▸ Goal of the exercise: Report, as a bare number, how many lines contain the string "React".

▸ Material provided:
[Begin]

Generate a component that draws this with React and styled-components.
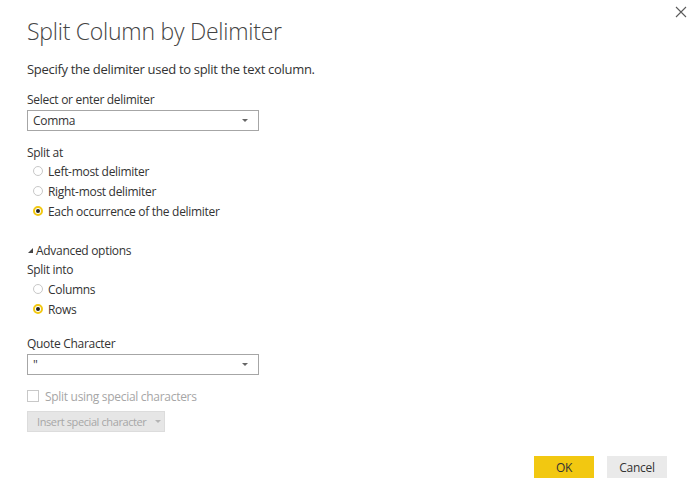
import React, { useState } from 'react';
import styled, { createGlobalStyle } from 'styled-components';

const Global = createGlobalStyle`
    html, body {
        margin: 0;
        padding: 0;
        background: #ffffff;
    }
    body {
        font-family: "Open Sans", "Noto Sans", sans-serif;
        color: #333333;
    }
`;

const Dialog = styled.div`
    position: relative;
    width: 694px;
    height: 489px;
    box-sizing: border-box;
    padding: 15px 27px 0 27px;
    background: #ffffff;
    display: flex;
    flex-direction: column;
`;

const Close = styled.button`
    position: absolute;
    top: 6px;
    right: 7px;
    width: 12px;
    height: 12px;
    padding: 0;
    border: none;
    background: transparent;
    cursor: pointer;

    svg {
        display: block;
    }
`;

const Title = styled.h1`
    margin: 0;
    font-size: 23px;
    font-weight: 300;
    line-height: 32px;
    letter-spacing: -0.25px;
    color: #444444;
`;

const Description = styled.p`
    margin: 12px 0 0 0;
    font-size: 13px;
    line-height: 20px;
    letter-spacing: -0.3px;
`;

const Label = styled.div`
    margin-top: ${props => props.gap || 0}px;
    font-size: 12px;
    line-height: 20px;
    letter-spacing: -0.3px;
    color: #333333;
`;

const Select = styled.div`
    width: 232px;
    height: 21px;
    box-sizing: border-box;
    border: 1px solid #a6a6a6;
    display: flex;
    align-items: center;
    justify-content: space-between;
    padding: 0 10px 0 5px;
    font-size: 12px;
    letter-spacing: -0.3px;
`;

const Caret = styled.span`
    width: 0;
    height: 0;
    border-left: 3px solid transparent;
    border-right: 3px solid transparent;
    border-top: 3px solid ${props => props.color || '#666666'};
`;

const RadioGroup = styled.div`
    margin-top: ${props => props.offset || 0}px;
    display: flex;
    flex-direction: column;
    padding-left: 6px;
`;

const RadioRow = styled.label`
    display: flex;
    align-items: center;
    gap: 5px;
    height: 20px;
    font-size: 12px;
    letter-spacing: -0.3px;
    cursor: pointer;
`;

const RadioDot = styled.span`
    width: 10px;
    height: 10px;
    box-sizing: border-box;
    border-radius: 50%;
    border: ${props => props.checked ? '2px solid #f2c811' : '1px solid #c8c8c8'};
    display: flex;
    align-items: center;
    justify-content: center;

    &::after {
        content: '';
        width: 4px;
        height: 4px;
        border-radius: 50%;
        background: #252423;
        display: ${props => props.checked ? 'block' : 'none'};
    }
`;

const Toggle = styled.div`
    margin-top: 19px;
    display: flex;
    align-items: center;
    gap: 2px;
    height: 20px;
    font-size: 12px;
    letter-spacing: -0.3px;
    cursor: pointer;
`;

const CheckRow = styled.div`
    margin-top: 11px;
    display: flex;
    align-items: center;
    gap: 6px;
    height: 20px;
    font-size: 12px;
    letter-spacing: -0.3px;
    color: #a6a6a6;
`;

const CheckBox = styled.span`
    width: 12px;
    height: 12px;
    box-sizing: border-box;
    border: 1px solid #c8c8c8;
    background: #ffffff;
`;

const InsertButton = styled.div`
    margin-top: 5px;
    width: 138px;
    height: 21px;
    box-sizing: border-box;
    background: #e6e6e6;
    border: 1px solid #dcdcdc;
    display: flex;
    align-items: center;
    gap: 9px;
    padding-left: 9px;
    font-size: 11px;
    letter-spacing: -0.4px;
    white-space: nowrap;
    color: #a6a6a6;
`;

const Footer = styled.div`
    margin-top: auto;
    margin-bottom: 11px;
    display: flex;
    justify-content: flex-end;
    gap: 13px;
`;

const Button = styled.button`
    width: 60px;
    height: 22px;
    border: none;
    padding: 0;
    font-family: inherit;
    font-size: 12px;
    letter-spacing: -0.3px;
    color: #333333;
    background: ${props => props.primary ? '#f2c811' : '#eaeaea'};
    cursor: pointer;
`;

const Radio = ({ label, checked, onSelect }) => (
    <RadioRow onClick={onSelect}>
        <RadioDot checked={checked} />
        {label}
    </RadioRow>
);

const App = () => {
    const [splitAt, setSplitAt] = useState('each');
    const [splitInto, setSplitInto] = useState('rows');

    return (
        <>
            <Global />
            <Dialog>
                <Close aria-label="Close">
                    <svg width="12" height="12" viewBox="0 0 12 12">
                        <path d="M1 1 L11 11 M11 1 L1 11" stroke="#5a5a5a" strokeWidth="1.1" fill="none" />
                    </svg>
                </Close>
                <Title>Split Column by Delimiter</Title>
                <Description>Specify the delimiter used to split the text column.</Description>

                <Label gap={11}>Select or enter delimiter</Label>
                <Select>
                    Comma
                    <Caret />
                </Select>

                <Label gap={12}>Split at</Label>
                <RadioGroup offset={-2}>
                    <Radio label="Left-most delimiter" checked={splitAt === 'left'} onSelect={() => setSplitAt('left')} />
                    <Radio label="Right-most delimiter" checked={splitAt === 'right'} onSelect={() => setSplitAt('right')} />
                    <Radio label="Each occurrence of the delimiter" checked={splitAt === 'each'} onSelect={() => setSplitAt('each')} />
                </RadioGroup>

                <Toggle>
                    <svg width="7" height="7" viewBox="0 0 7 7">
                        <path d="M6 1 L6 6 L1 6 Z" fill="#444444" />
                    </svg>
                    Advanced options
                </Toggle>
                <Label>Split into</Label>
                <RadioGroup offset={-1}>
                    <Radio label="Columns" checked={splitInto === 'columns'} onSelect={() => setSplitInto('columns')} />
                    <Radio label="Rows" checked={splitInto === 'rows'} onSelect={() => setSplitInto('rows')} />
                </RadioGroup>

                <Label gap={15}>Quote Character</Label>
                <Select>
                    "
                    <Caret />
                </Select>

                <CheckRow>
                    <CheckBox />
                    Split using special characters
                </CheckRow>
                <InsertButton>
                    Insert special character
                    <Caret color="#b4b4b4" />
                </InsertButton>

                <Footer>
                    <Button primary>OK</Button>
                    <Button>Cancel</Button>
                </Footer>
            </Dialog>
        </>
    );
};

export default App;
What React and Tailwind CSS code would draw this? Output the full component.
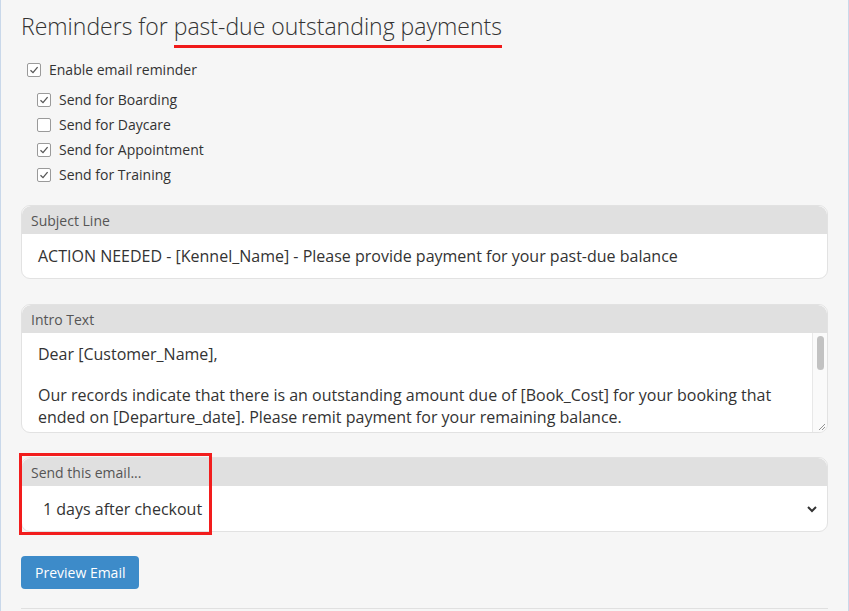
import React from "react";

function Box({ checked }) {
  return (
    <span className="inline-flex h-[14px] w-[14px] shrink-0 items-center justify-center rounded-[2px] border border-[#9a9a9a] bg-white">
      {checked && (
        <svg width="10" height="10" viewBox="0 0 10 10">
          <path d="M1.5 5.2 L4 7.6 L8.6 2.2" fill="none" stroke="#555" strokeWidth="1.3" />
        </svg>
      )}
    </span>
  );
}

function Check({ checked, label, className = "" }) {
  return (
    <div className={"flex h-[25px] items-center gap-[8px] " + className}>
      <Box checked={checked} />
      <span className="text-[14px] text-[#333]">{label}</span>
    </div>
  );
}

function CardHeader({ children }) {
  return (
    <div className="flex h-[28px] items-center rounded-t-[9px] bg-[#e0e0e0] px-[9px] text-[14px] text-[#555]">
      {children}
    </div>
  );
}

export default function App() {
  return (
    <div
      className="h-[611px] w-[849px] overflow-hidden border-x border-[#c9d8ea] bg-[#f6f6f6] text-[#333]"
      style={{ fontFamily: '"Open Sans", "Noto Sans", sans-serif' }}
    >
      <div className="px-[20px]">
        <h1 className="pt-[11px] text-[23px] font-light leading-[31px] text-[#333]">
          Reminders for{" "}
          <span className="border-b-[3px] border-[#f01a1a] pb-[3px]">past-due outstanding payments</span>
        </h1>

        <div className="mt-[15px] pl-[6px]">
          <Check checked label="Enable email reminder" />
          <div className="pl-[10px] pt-[5px]">
            <Check checked label="Send for Boarding" />
            <Check label="Send for Daycare" />
            <Check checked label="Send for Appointment" />
            <Check checked label="Send for Training" />
          </div>
        </div>

        <div className="mt-[18px] w-[807px] overflow-hidden rounded-[9px] border border-[#e2e2e2] bg-white">
          <CardHeader>Subject Line</CardHeader>
          <div className="flex h-[44px] items-center px-[16px] text-[16px] text-[#333]">
            ACTION NEEDED - [Kennel_Name] - Please provide payment for your past-due balance
          </div>
        </div>

        <div className="mt-[25px] w-[807px] overflow-hidden rounded-[9px] border border-[#e2e2e2] bg-white">
          <CardHeader>Intro Text</CardHeader>
          <div className="relative flex h-[99px]">
            <div className="flex-1 px-[16px] pt-[10px] text-[16px] leading-[22px] text-[#333]">
              <div>Dear [Customer_Name],</div>
              <div className="h-[19px]"></div>
              <div>
                Our records indicate that there is an outstanding amount due of [Book_Cost] for your booking that
                <br />
                ended on [Departure_date]. Please remit payment for your remaining balance.
              </div>
            </div>
            <div className="w-[15px] border-l border-[#e8e8e8] bg-[#fafafa] pt-[3px]">
              <div className="mx-auto h-[34px] w-[7px] rounded-full bg-[#c2c2c2]"></div>
            </div>
            <svg className="absolute bottom-[1px] right-[1px]" width="10" height="10" viewBox="0 0 10 10">
              <path d="M9 3 L3 9 M9 6 L6 9" stroke="#888" strokeWidth="0.9" />
            </svg>
          </div>
        </div>

        <div className="relative mt-[24px] w-[807px] overflow-visible rounded-[9px] border border-[#e2e2e2] bg-white">
          <CardHeader>Send this email...</CardHeader>
          <div className="flex h-[45px] items-center justify-between pl-[21px] pr-[9px] text-[16px] text-[#333]">
            <span>1 days after checkout</span>
            <svg width="12" height="8" viewBox="0 0 12 8">
              <path d="M2 2 L6 6 L10 2" fill="none" stroke="#333" strokeWidth="2" />
            </svg>
          </div>
          <div className="pointer-events-none absolute left-[-3px] top-[-5px] h-[82px] w-[193px] border-[3px] border-[#f21d1d]"></div>
        </div>

        <button className="mt-[24px] h-[33px] rounded-[4px] bg-[#3d8bc9] px-[14px] text-[14px] text-white">
          Preview Email
        </button>

        <div className="mt-[19px] w-[807px] border-t border-[#e0e0e0]"></div>
      </div>
    </div>
  );
}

[End]

▸ Response to this exercise: 4